REVIEW: Salt – Island Love Series Book 1 – Fearne Hill

Salt Book Cover Salt
Island Love Book 1
Fearne Hill
Contemporary, Gay Romance
Independent
Apr 10, 2024
Kindle
230
Amazon

When was the right time to tell someone that silver flames were shooting from their hair? And that your own tranquil green desired nothing more than to tangle with them, if only it could escape a malevolent orange flare hounding your every move?

Over-stressed businessman Charles Heyer is not like most people. With a rare medical condition that scrambles the senses, he experiences emotions as flashes of colour, giving them the power to disrupt, dismay, or delight. Alone in his over-vivid world, a devastating bereavement leaves him mentally scarred and recuperating on the picturesque French island of Ré where, through a chance encounter and a good deed, he is introduced to Florian, a flirty local salt farmer.

What with trying to protect the island salt cooperative from a corporate takeover and keeping a watchful eye on his errant grandfather, handsome Florian is not as carefree as he appears. Falling in love with this odd Englishman is as unexpected as it is welcome. Both exploring new feelings, the lazy days of summer stretch out for miles until a visitor from Charles’s London life throws their peaceful idyll into a kaleidoscope of chaos. And, all of a sudden, the island’s glorious palette of colour turns several shades darker.

Review By Ulysses Dietz
Member of the Paranormal Romance Guild Review Team

Fearne Hill is very good at this, and yet she does it without getting trite or predictable.

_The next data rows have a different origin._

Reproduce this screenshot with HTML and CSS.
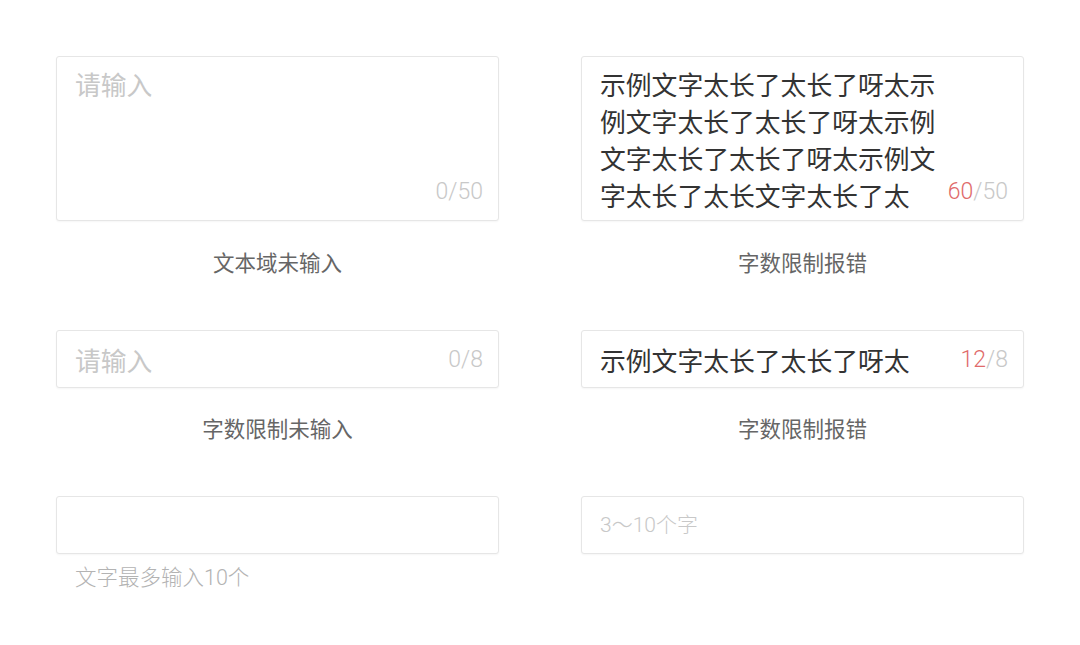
FILE: index.html
```html
<html lang="zh-CN">
<head>
  <meta charset="UTF-8">
  <meta name="viewport" content="width=device-width, initial-scale=1.0">
  <title>输入框</title>
  <link rel="stylesheet" href="styles.css">
</head>

<body>
  <div class="board">
    <!-- 第一行：文本域 -->
    <div class="cell">
      <div class="field area">
        <div class="value placeholder">请输入</div>
        <div class="count">0/50</div>
      </div>
      <div class="caption">文本域未输入</div>
    </div>
    <div class="cell">
      <div class="field area">
        <div class="value">示例文字太长了太长了呀太示例文字太长了太长了呀太示例文字太长了太长了呀太示例文字太长了太长文字太长了太</div>
        <div class="count"><span class="over">60</span>/50</div>
      </div>
      <div class="caption">字数限制报错</div>
    </div>

    <!-- 第二行：单行输入 -->
    <div class="cell">
      <div class="field line">
        <div class="value placeholder">请输入</div>
        <div class="count">0/8</div>
      </div>
      <div class="caption short">字数限制未输入</div>
    </div>
    <div class="cell">
      <div class="field line">
        <div class="value">示例文字太长了太长了呀太</div>
        <div class="count"><span class="over">12</span>/8</div>
      </div>
      <div class="caption short">字数限制报错</div>
    </div>

    <!-- 第三行 -->
    <div class="cell">
      <div class="field line"></div>
      <div class="hint">文字最多输入10个</div>
    </div>
    <div class="cell">
      <div class="field line">
        <div class="value small placeholder">3～10个字</div>
      </div>
    </div>
  </div>
</body>
</html>
```

FILE: styles.css
```css
body {
  margin: 0;
  padding: 0;
  background-color: #fff;
  font-family: "Noto Sans CJK SC", "Noto Sans", sans-serif;
}

.board {
  display: grid;
  grid-template-columns: 443px 443px;
  column-gap: 82px;
  row-gap: 53px;
  padding: 56px 0 0 56px;
}

.cell {
  display: flex;
  flex-direction: column;
}

.field {
  box-sizing: border-box;
  border: 1px solid #e6e6e6;
  border-radius: 3px;
  box-shadow: 0 1px 2px rgba(0, 0, 0, 0.04);
  background-color: #fff;
  display: flex;
  justify-content: space-between;
  padding: 0 15px 0 18px;
}

.field.area {
  height: 165px;
  align-items: flex-end;
  padding-top: 8px;
  padding-bottom: 10px;
}

.field.line {
  height: 58px;
  align-items: center;
}

.value {
  font-size: 25.8px;
  line-height: 37px;
  color: #333;
  width: 13em;
  word-break: break-all;
}

.field.area .value {
  align-self: flex-start;
}

.value.small {
  font-family: Roboto, "Noto Sans CJK SC", sans-serif;
  font-weight: 300;
  font-size: 21px;
}

.placeholder {
  color: #c8c8c8;
}

.count {
  font-family: Roboto, "Noto Sans CJK SC", sans-serif;
  font-weight: 300;
  font-size: 23px;
  line-height: 37px;
  color: #c8c8c8;
  white-space: nowrap;
}

.over {
  color: #e06a6a;
}

.caption {
  margin-top: 26px;
  font-size: 21.5px;
  line-height: 30px;
  color: #666;
  text-align: center;
}

.caption.short {
  margin-top: 25px;
}

.hint {
  margin-top: 9px;
  padding-left: 19px;
  font-family: Roboto, "Noto Sans CJK SC", sans-serif;
  font-weight: 300;
  font-size: 21.5px;
  line-height: 30px;
  color: #b3b3b3;
}
```
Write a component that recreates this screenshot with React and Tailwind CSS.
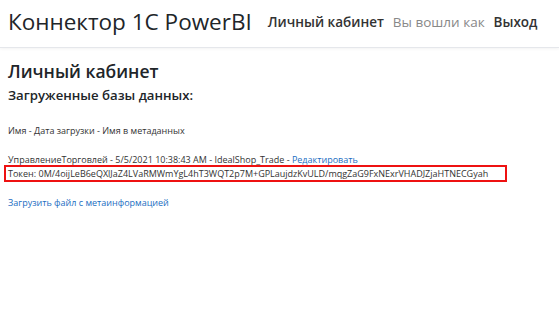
import React from "react";

function App() {
  const token =
    "0M/4oijLeB6eQXlJaZ4LVaRMWmYgL4hT3WQT2p7M+GPLaujdzKvULD/mqgZaG9FxNExrVHADJZjaHTNECGyah";

  return (
    <div className="min-h-screen w-[559px] h-[324px] bg-white text-[#212529] font-['Open_Sans',sans-serif] overflow-hidden">
      <header className="h-[48px] flex items-center border-b border-[#e5e7eb] shadow-[0_1px_3px_rgba(0,0,0,0.05)] pl-[8px]">
        <span className="text-[22.5px] leading-none text-[#212529] mr-[16px] -mt-[3px]">
          Коннектор 1С PowerBI
        </span>
        <nav className="flex items-center gap-[9px] text-[13.5px] -mt-[3px]">
          <a className="font-semibold text-[#333]">Личный кабинет</a>
          <span className="text-[#888]">Вы вошли как</span>
          <a className="font-semibold text-[#333]">Выход</a>
        </nav>
      </header>

      <main className="px-[8px]">
        <h1 className="text-[17.5px] font-semibold leading-none mt-[15px]">Личный кабинет</h1>
        <h2 className="text-[13.2px] font-semibold leading-none mt-[8px]">Загруженные базы данных:</h2>

        <p className="text-[9px] text-[#333] leading-none mt-[24px]">
          Имя - Дата загрузки - Имя в метаданных
        </p>

        <div className="mt-[20px] text-[9px] text-[#333] leading-none">
          <div>
            УправлениеТорговлей - 5/5/2021 10:38:43 AM - IdealShop_Trade -{" "}
            <a className="text-[#1b6ec2]">Редактировать</a>
          </div>
          <div className="-mx-[4px] mt-[1px] w-[503px] h-[17px] border-2 border-[#ee1111] flex items-center px-[2px]">
            Токен: {token}
          </div>
        </div>

        <a className="block mt-[16px] text-[9px] leading-none text-[#1b6ec2]">
          Загрузить файл с метаинформацией
        </a>
      </main>
    </div>
  );
}

export default App;
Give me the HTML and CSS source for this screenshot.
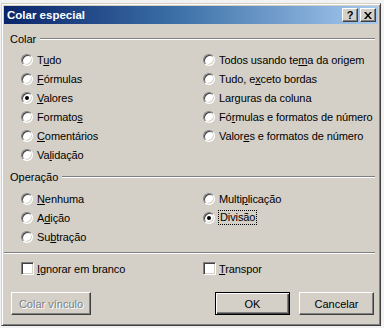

Within a somewhat classic British class-crossing age-gap romance scenario, Hill introduces her readers to strikingly different characters—Florian and Charles—whose connection, nonetheless, feels like destiny.

What drives the interest in the story is two factors: Florian’s occupation and Charles’s affliction. Charles is a high-powered corporate money-maker from London, recuperating from something serious on the little Isle de Ré off the French coast. Florian is a younger man, fully devoted to his life as a salt farmer, as his family has been for generations.

Charles’s affliction is synesthesia—something I’ve read about but never experienced as part of a narrative. He experiences color in connection with strong emotions. His synesthesia is only an affliction because of his extreme experience of it. Fearne Hill makes this both poetic and intense—ultimately taking the reader deep into a harrowing example of its extremity.

Florian’s only problem is that he is a little lonely. He’s gay, and while the teasing from his local community is gentle and good-natured, he yearns for a companion. Florian is also faced with the evidence of his beloved grandfather’s emerging dementia, and is determined to care for this man who means so much to him.

It’s a marvelous setup. Charles sees Florian as a shimmering silver presence (contrasted to his own forest green). He is as fascinated by Florian’s devotion to his unusual career as Florian is with this somewhat older, obviously wealthy Englishman. He is charmed by Charles’s relatively good French and his gentle kindness.

And that’s it. We get to know both men as they get to know each other—with the crisis coming (as it must come) after Charles leaves the island under pressure from his business partner to return to London and start making money again. Hill manipulates her readers’ emotions with great dexterity, making the final outcome of the story emotionally powerful and endearing.